I wonder how many of those 1331 contacts on AM4 are used/reserved, could give some hints on if AMD can release CPUs with higher core counts for AM4 in the future.
Though, 1331 is probably plenty even for 16 cores, but I'm just speculating.
 
I was expecting 6 core CCXs with 7 nm, if they are planning 8 core CCXs that's fantastic. Imagine an 8c/16t Ryzen chip with potentially higher clocks and no inter-CCX latency issues!
 
I was expecting 6 core CCXs with 7 nm, if they are planning 8 core CCXs that's fantastic. Imagine an 8c/16t Ryzen chip with potentially higher clocks and no inter-CCX latency issues!
They would possibly keep the 8C chips on the 1x nm processes unless they had too many partially faulty 16C 7nm chips that they could sell as 8C. Even then they might not be sold as 8/0 but as 4/4.
Although they could release a premium 8C chip using the 16C dies if there is enough of a performance jump and use the 8/0 configuration.
 
TBH,even though it sounds good,I would rather they spent the transistors on increasing the inter-CCX bandwidth,higher clockspeeds and increasing AVX2 throughput,and having a more modest increase in core count to 6C/12T per CCX.

I do wonder in part if this is down to laptops as apparently Intel will have 10NM 8C/16T CPUs with an IGP,and the AMD APUs only have a single CCX.
 
TBH,even though it sounds good,I would rather they spent the transistors on increasing the inter-CCX bandwidth,higher clockspeeds and increasing AVX2 throughput,and having a more modest increase in core count to 6C/12T per CCX.

I do wonder in part if this is down to laptops as apparently Intel will have 10NM 8C/16T CPUs with an IGP,and the AMD APUs only have a single CCX.

Good points, though I'm not sure 8c 16t APU's will be a good fit for the mobile market.
 
I think the problem is AMD does need to keep pace with Intel too,even if its basically a tad pointless in a laptop which would need an IGP.

Maybe although I'm not sure how long it will take Intel to start pushing 8-10 cores into the mobile market when the industry has only just moved away from dual core i7's.

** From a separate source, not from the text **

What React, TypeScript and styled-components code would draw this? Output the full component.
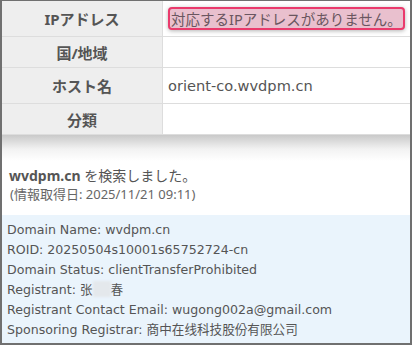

What Intel really need is higher performance graphics and maybe 4-6 core APU's that can hit higher performance at sub 25-30watts. As things stand Intel sacrifice CPU performance for graphics.
 
Good points, though I'm not sure 8c 16t APU's will be a good fit for the mobile market.

If the cores are focused correctly and software moves in the right way as it appears to be doing then it will be fine, phones have been using 8 cores for ages.